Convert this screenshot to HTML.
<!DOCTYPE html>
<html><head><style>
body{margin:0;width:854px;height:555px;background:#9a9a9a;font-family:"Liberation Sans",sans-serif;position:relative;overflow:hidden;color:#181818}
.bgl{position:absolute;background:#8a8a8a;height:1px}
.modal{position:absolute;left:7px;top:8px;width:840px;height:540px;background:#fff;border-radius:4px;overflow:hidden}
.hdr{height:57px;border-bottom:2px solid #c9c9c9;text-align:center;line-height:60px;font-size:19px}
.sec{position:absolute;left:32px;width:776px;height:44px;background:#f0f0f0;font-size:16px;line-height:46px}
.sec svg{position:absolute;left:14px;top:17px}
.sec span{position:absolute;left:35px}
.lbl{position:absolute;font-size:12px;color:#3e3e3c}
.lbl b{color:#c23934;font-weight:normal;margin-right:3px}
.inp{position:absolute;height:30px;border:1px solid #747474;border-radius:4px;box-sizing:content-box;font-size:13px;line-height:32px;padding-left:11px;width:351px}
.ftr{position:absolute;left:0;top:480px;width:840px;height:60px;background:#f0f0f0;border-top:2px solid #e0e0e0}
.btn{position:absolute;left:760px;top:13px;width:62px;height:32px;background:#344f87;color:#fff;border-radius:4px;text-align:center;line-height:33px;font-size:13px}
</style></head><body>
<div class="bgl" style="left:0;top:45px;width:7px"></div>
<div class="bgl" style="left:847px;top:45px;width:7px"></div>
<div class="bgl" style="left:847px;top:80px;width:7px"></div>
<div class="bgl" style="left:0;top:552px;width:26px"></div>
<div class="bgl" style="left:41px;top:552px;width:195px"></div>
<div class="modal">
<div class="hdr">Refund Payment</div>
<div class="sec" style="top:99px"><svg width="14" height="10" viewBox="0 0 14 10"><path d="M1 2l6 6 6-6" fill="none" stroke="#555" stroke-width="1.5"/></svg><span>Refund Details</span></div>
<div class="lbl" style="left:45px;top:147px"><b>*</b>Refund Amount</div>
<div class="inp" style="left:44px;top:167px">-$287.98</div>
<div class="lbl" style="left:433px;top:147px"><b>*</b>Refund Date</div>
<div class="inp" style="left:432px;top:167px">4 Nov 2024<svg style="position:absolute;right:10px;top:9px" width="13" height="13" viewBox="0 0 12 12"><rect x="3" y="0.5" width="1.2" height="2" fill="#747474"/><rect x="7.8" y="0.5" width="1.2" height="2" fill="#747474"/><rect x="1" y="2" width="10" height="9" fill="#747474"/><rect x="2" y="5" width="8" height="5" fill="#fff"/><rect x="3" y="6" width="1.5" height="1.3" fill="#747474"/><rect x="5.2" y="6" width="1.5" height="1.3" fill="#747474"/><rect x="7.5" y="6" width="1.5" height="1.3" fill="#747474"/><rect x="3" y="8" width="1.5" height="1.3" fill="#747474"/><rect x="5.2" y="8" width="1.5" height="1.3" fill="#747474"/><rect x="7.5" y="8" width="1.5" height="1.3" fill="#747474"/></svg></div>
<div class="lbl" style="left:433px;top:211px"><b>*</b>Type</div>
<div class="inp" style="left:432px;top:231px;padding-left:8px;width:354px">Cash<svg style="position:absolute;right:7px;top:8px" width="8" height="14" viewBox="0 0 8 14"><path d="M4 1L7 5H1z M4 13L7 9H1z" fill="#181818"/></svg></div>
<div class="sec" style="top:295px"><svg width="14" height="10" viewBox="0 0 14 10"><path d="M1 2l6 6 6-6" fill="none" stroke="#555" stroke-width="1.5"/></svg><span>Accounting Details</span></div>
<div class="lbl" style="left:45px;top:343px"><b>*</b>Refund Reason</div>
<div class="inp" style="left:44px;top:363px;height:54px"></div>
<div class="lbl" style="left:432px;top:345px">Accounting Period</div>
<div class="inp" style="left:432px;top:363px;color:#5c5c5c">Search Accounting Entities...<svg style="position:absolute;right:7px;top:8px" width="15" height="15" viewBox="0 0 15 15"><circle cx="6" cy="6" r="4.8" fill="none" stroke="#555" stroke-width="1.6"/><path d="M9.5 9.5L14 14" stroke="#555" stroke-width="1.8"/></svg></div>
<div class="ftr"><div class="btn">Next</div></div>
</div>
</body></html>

## STATED TASK
Reproduce the listing shown above in its entirety, exactly.

## THE SOLUTION
Convert this screenshot to HTML.
<!DOCTYPE html>
<html><head><style>
body{margin:0;width:854px;height:555px;background:#9a9a9a;font-family:"Liberation Sans",sans-serif;position:relative;overflow:hidden;color:#181818}
.bgl{position:absolute;background:#8a8a8a;height:1px}
.modal{position:absolute;left:7px;top:8px;width:840px;height:540px;background:#fff;border-radius:4px;overflow:hidden}
.hdr{height:57px;border-bottom:2px solid #c9c9c9;text-align:center;line-height:60px;font-size:19px}
.sec{position:absolute;left:32px;width:776px;height:44px;background:#f0f0f0;font-size:16px;line-height:46px}
.sec svg{position:absolute;left:14px;top:17px}
.sec span{position:absolute;left:35px}
.lbl{position:absolute;font-size:12px;color:#3e3e3c}
.lbl b{color:#c23934;font-weight:normal;margin-right:3px}
.inp{position:absolute;height:30px;border:1px solid #747474;border-radius:4px;box-sizing:content-box;font-size:13px;line-height:32px;padding-left:11px;width:351px}
.ftr{position:absolute;left:0;top:480px;width:840px;height:60px;background:#f0f0f0;border-top:2px solid #e0e0e0}
.btn{position:absolute;left:760px;top:13px;width:62px;height:32px;background:#344f87;color:#fff;border-radius:4px;text-align:center;line-height:33px;font-size:13px}
</style></head><body>
<div class="bgl" style="left:0;top:45px;width:7px"></div>
<div class="bgl" style="left:847px;top:45px;width:7px"></div>
<div class="bgl" style="left:847px;top:80px;width:7px"></div>
<div class="bgl" style="left:0;top:552px;width:26px"></div>
<div class="bgl" style="left:41px;top:552px;width:195px"></div>
<div class="modal">
<div class="hdr">Refund Payment</div>
<div class="sec" style="top:99px"><svg width="14" height="10" viewBox="0 0 14 10"><path d="M1 2l6 6 6-6" fill="none" stroke="#555" stroke-width="1.5"/></svg><span>Refund Details</span></div>
<div class="lbl" style="left:45px;top:147px"><b>*</b>Refund Amount</div>
<div class="inp" style="left:44px;top:167px">-$287.98</div>
<div class="lbl" style="left:433px;top:147px"><b>*</b>Refund Date</div>
<div class="inp" style="left:432px;top:167px">4 Nov 2024<svg style="position:absolute;right:10px;top:9px" width="13" height="13" viewBox="0 0 12 12"><rect x="3" y="0.5" width="1.2" height="2" fill="#747474"/><rect x="7.8" y="0.5" width="1.2" height="2" fill="#747474"/><rect x="1" y="2" width="10" height="9" fill="#747474"/><rect x="2" y="5" width="8" height="5" fill="#fff"/><rect x="3" y="6" width="1.5" height="1.3" fill="#747474"/><rect x="5.2" y="6" width="1.5" height="1.3" fill="#747474"/><rect x="7.5" y="6" width="1.5" height="1.3" fill="#747474"/><rect x="3" y="8" width="1.5" height="1.3" fill="#747474"/><rect x="5.2" y="8" width="1.5" height="1.3" fill="#747474"/><rect x="7.5" y="8" width="1.5" height="1.3" fill="#747474"/></svg></div>
<div class="lbl" style="left:433px;top:211px"><b>*</b>Type</div>
<div class="inp" style="left:432px;top:231px;padding-left:8px;width:354px">Cash<svg style="position:absolute;right:7px;top:8px" width="8" height="14" viewBox="0 0 8 14"><path d="M4 1L7 5H1z M4 13L7 9H1z" fill="#181818"/></svg></div>
<div class="sec" style="top:295px"><svg width="14" height="10" viewBox="0 0 14 10"><path d="M1 2l6 6 6-6" fill="none" stroke="#555" stroke-width="1.5"/></svg><span>Accounting Details</span></div>
<div class="lbl" style="left:45px;top:343px"><b>*</b>Refund Reason</div>
<div class="inp" style="left:44px;top:363px;height:54px"></div>
<div class="lbl" style="left:432px;top:345px">Accounting Period</div>
<div class="inp" style="left:432px;top:363px;color:#5c5c5c">Search Accounting Entities...<svg style="position:absolute;right:7px;top:8px" width="15" height="15" viewBox="0 0 15 15"><circle cx="6" cy="6" r="4.8" fill="none" stroke="#555" stroke-width="1.6"/><path d="M9.5 9.5L14 14" stroke="#555" stroke-width="1.8"/></svg></div>
<div class="ftr"><div class="btn">Next</div></div>
</div>
</body></html>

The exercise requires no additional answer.